- _Short task_
From the listing below, extract every line in which the word "this" appears.

- _Information shown_
————————
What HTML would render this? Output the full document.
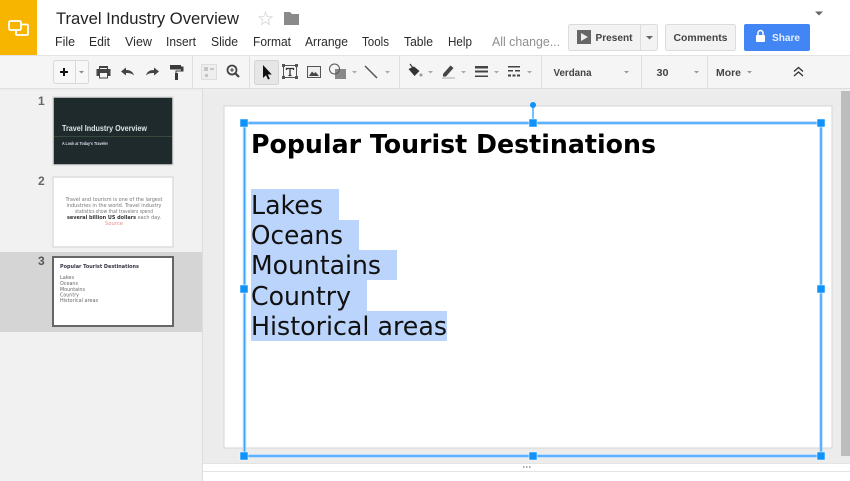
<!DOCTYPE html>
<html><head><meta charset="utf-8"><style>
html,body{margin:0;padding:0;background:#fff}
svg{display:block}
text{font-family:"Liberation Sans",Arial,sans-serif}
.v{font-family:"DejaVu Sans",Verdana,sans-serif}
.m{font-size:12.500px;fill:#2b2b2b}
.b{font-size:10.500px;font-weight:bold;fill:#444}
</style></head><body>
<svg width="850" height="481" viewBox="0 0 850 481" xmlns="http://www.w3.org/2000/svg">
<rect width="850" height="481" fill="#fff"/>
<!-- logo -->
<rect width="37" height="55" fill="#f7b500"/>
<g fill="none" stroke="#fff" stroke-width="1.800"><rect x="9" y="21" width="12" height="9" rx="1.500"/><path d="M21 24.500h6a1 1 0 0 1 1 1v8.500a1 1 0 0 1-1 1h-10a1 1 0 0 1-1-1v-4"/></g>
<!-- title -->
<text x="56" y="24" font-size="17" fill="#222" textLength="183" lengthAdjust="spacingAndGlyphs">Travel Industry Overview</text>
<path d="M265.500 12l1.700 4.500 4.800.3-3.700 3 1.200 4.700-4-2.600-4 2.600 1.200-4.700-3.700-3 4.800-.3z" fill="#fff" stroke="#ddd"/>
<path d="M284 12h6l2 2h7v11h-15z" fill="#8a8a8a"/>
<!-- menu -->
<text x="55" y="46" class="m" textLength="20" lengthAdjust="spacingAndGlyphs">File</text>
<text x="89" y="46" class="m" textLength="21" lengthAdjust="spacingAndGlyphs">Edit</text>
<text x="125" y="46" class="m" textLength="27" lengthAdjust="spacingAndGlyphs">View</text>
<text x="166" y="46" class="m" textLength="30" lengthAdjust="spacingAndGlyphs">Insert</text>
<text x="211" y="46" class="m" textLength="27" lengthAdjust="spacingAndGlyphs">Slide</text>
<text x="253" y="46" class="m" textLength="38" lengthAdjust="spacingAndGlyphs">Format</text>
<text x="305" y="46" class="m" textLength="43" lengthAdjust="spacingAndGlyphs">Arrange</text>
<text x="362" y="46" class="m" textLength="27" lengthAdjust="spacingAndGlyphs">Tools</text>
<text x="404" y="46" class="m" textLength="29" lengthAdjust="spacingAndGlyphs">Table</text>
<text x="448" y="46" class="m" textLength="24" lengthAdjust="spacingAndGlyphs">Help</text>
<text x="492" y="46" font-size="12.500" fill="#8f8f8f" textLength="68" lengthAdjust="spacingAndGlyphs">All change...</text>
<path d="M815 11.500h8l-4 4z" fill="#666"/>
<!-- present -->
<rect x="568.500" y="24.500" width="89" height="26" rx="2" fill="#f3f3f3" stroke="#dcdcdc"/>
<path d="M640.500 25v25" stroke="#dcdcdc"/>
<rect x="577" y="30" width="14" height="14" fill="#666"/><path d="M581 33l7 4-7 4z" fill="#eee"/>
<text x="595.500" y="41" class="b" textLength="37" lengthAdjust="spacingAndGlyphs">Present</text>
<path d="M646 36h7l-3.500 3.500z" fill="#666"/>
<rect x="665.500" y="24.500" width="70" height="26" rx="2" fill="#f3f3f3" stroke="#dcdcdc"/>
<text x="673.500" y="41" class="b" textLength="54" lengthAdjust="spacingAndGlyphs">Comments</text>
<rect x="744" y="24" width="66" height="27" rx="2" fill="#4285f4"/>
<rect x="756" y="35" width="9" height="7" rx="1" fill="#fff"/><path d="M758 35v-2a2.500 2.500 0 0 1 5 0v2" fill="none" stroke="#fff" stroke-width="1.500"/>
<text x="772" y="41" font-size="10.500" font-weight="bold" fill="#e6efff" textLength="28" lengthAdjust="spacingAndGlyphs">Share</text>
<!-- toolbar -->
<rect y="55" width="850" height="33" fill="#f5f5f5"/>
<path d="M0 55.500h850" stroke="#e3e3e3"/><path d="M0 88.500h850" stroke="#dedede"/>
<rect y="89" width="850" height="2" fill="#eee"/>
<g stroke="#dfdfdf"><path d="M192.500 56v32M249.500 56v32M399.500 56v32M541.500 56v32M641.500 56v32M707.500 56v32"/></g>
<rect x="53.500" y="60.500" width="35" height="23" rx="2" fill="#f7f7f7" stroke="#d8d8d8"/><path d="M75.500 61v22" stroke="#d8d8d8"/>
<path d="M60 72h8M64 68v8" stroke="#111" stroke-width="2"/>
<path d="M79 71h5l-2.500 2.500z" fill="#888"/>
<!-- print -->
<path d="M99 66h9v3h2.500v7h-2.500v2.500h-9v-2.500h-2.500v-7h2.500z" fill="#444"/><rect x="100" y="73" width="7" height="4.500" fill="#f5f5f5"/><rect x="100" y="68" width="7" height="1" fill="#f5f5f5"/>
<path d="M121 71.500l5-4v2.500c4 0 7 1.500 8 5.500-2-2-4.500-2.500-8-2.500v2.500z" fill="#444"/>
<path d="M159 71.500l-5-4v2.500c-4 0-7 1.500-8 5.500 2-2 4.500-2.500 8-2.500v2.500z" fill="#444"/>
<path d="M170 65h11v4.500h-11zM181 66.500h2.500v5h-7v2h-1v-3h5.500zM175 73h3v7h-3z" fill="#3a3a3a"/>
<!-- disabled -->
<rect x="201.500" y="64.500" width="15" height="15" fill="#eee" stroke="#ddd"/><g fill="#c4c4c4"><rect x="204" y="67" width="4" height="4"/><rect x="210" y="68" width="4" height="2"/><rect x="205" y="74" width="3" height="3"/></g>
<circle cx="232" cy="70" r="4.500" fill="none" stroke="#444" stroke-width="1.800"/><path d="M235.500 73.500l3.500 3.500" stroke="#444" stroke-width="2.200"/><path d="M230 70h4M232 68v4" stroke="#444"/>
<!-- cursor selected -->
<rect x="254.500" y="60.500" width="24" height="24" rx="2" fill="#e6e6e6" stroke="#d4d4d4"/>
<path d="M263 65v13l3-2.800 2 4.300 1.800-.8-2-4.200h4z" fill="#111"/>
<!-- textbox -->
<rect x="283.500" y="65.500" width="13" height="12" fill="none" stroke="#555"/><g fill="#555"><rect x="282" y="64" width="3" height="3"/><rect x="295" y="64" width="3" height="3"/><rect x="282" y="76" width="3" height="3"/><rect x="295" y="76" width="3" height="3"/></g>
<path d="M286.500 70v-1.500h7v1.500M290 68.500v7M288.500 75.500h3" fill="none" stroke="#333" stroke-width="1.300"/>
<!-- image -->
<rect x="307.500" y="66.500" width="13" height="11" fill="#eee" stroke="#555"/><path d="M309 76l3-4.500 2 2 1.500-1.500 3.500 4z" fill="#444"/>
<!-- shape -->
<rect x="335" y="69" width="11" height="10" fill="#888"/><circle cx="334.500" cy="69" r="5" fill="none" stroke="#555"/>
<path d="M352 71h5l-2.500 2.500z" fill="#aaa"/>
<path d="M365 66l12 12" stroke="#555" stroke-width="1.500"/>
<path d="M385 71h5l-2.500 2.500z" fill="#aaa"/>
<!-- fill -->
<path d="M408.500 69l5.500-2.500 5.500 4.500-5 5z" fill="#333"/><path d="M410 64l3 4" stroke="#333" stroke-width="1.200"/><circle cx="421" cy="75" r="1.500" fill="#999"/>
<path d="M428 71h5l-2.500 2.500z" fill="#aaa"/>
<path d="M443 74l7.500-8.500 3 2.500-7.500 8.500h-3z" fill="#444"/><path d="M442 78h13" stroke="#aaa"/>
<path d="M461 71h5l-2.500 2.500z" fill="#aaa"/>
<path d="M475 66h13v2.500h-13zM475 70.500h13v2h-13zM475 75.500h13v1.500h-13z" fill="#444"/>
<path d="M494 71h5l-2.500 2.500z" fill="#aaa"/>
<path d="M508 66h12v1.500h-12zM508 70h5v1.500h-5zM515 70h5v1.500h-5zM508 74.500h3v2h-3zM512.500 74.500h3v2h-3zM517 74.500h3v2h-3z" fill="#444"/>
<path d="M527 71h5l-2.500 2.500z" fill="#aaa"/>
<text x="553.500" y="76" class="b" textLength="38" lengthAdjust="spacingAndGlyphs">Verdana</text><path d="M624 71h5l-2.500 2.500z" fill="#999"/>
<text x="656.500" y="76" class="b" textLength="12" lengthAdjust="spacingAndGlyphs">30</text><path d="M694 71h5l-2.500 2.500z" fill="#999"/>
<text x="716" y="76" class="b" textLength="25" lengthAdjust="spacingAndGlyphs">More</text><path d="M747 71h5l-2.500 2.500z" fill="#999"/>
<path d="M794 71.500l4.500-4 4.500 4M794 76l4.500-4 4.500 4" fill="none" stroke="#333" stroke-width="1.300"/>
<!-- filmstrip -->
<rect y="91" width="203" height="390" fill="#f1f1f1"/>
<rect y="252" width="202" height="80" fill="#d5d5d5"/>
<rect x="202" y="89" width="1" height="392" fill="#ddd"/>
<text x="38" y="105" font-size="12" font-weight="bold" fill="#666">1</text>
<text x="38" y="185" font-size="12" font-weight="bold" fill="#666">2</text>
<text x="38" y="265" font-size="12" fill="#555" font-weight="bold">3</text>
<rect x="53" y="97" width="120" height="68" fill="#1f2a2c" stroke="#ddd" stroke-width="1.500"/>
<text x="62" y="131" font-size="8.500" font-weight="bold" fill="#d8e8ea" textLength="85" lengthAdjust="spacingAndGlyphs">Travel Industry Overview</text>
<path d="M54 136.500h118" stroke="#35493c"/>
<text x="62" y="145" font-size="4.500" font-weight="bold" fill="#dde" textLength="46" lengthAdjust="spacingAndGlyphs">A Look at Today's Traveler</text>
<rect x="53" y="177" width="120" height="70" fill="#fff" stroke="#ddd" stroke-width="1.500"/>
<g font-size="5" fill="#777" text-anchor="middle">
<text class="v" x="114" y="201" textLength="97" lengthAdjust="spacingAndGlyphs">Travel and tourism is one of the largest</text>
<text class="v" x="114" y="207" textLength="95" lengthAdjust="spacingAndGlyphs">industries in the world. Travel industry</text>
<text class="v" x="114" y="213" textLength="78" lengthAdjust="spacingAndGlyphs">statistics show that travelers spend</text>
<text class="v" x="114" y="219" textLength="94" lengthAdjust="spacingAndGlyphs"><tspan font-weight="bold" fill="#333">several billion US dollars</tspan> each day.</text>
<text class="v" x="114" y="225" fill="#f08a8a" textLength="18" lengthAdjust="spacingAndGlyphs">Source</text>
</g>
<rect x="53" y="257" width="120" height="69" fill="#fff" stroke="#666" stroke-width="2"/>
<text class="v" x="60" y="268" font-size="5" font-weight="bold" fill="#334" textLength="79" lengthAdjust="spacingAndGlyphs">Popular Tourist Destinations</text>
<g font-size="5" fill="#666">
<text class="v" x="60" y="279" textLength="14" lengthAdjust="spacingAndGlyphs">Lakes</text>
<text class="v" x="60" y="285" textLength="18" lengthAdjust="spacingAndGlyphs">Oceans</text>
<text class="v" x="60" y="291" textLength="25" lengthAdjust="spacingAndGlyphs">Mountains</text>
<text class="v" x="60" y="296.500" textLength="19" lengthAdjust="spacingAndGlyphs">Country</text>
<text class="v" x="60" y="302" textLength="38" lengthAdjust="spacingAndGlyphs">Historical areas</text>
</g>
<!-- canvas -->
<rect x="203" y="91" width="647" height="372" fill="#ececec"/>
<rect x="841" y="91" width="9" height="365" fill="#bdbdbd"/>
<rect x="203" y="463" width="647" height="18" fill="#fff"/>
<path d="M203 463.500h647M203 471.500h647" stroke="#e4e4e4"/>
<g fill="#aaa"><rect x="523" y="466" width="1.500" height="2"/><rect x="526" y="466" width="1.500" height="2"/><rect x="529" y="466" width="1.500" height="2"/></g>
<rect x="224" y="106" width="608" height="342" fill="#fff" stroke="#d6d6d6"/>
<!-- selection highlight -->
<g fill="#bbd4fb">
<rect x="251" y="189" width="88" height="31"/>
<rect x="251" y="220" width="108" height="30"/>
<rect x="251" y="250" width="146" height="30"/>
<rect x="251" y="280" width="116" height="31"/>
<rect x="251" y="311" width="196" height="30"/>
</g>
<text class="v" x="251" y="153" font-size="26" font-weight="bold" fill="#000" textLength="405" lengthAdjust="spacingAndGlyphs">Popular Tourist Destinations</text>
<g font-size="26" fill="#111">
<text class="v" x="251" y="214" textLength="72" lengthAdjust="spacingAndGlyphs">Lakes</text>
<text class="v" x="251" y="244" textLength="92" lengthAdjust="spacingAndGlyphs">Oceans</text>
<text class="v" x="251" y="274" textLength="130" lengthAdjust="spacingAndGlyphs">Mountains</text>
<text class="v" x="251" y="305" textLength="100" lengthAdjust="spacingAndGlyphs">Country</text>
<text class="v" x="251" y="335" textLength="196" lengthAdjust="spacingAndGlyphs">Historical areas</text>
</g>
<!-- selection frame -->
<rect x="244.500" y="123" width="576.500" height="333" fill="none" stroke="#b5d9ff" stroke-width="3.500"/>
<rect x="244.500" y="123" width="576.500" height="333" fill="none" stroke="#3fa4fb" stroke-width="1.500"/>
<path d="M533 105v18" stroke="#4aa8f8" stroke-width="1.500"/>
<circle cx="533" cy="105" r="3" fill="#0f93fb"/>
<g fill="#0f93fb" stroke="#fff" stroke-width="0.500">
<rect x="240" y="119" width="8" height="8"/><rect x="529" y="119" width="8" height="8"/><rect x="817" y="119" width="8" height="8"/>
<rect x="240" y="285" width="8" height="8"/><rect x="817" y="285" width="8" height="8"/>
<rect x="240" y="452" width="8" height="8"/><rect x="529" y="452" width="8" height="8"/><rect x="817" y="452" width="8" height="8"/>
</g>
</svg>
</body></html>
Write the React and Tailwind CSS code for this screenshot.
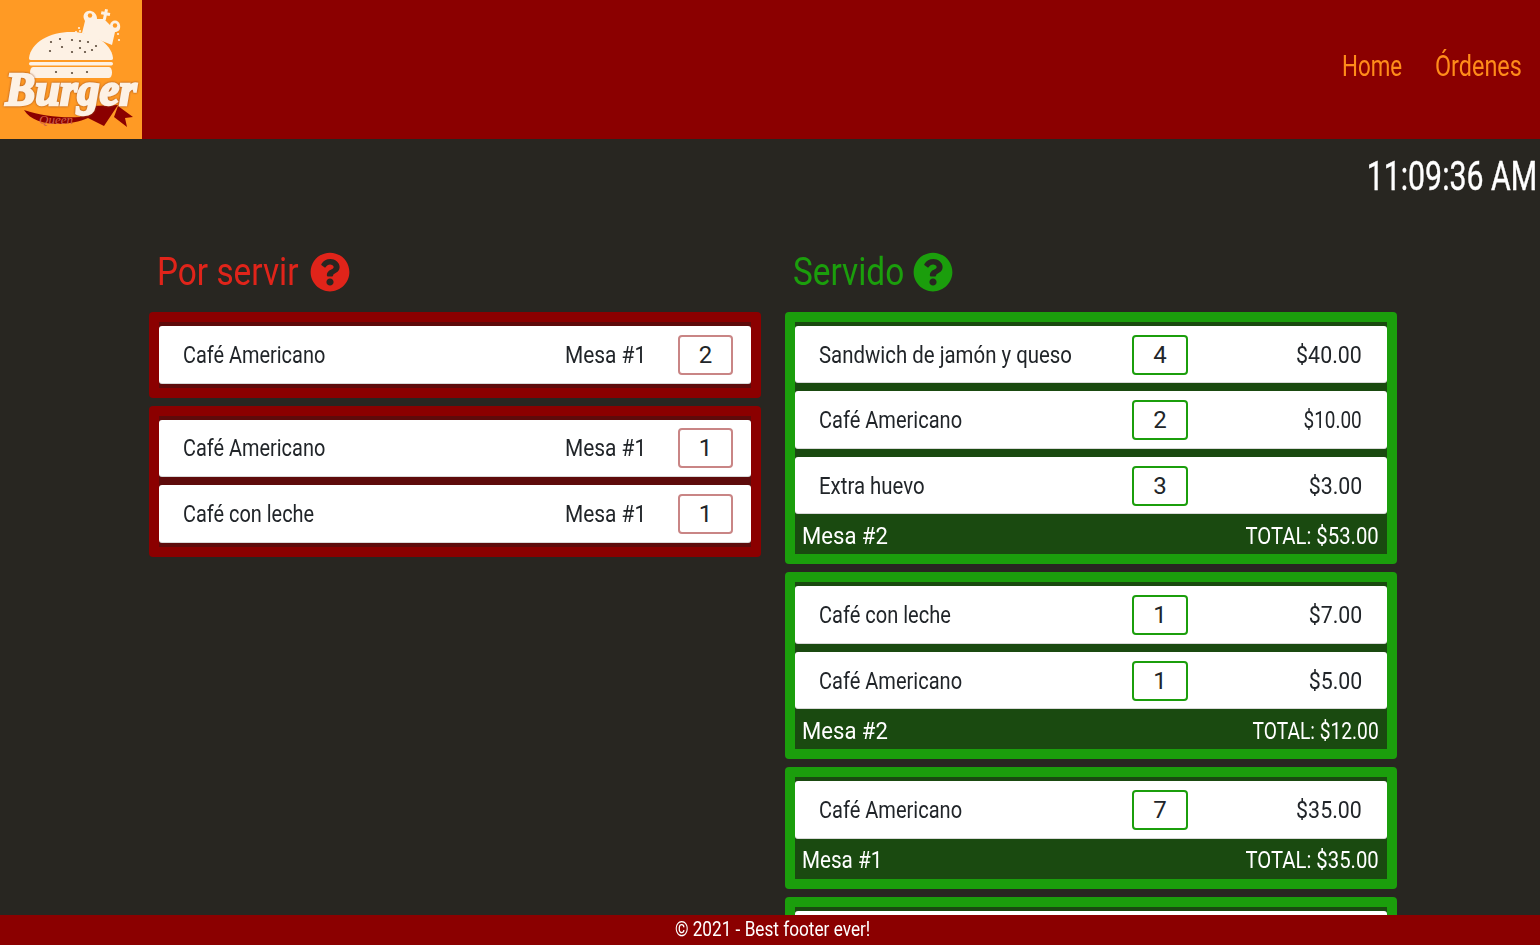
————————
- _Exercise answer_
What HTML would render this? Output the full document.
Write the React and Tailwind CSS code for this screenshot.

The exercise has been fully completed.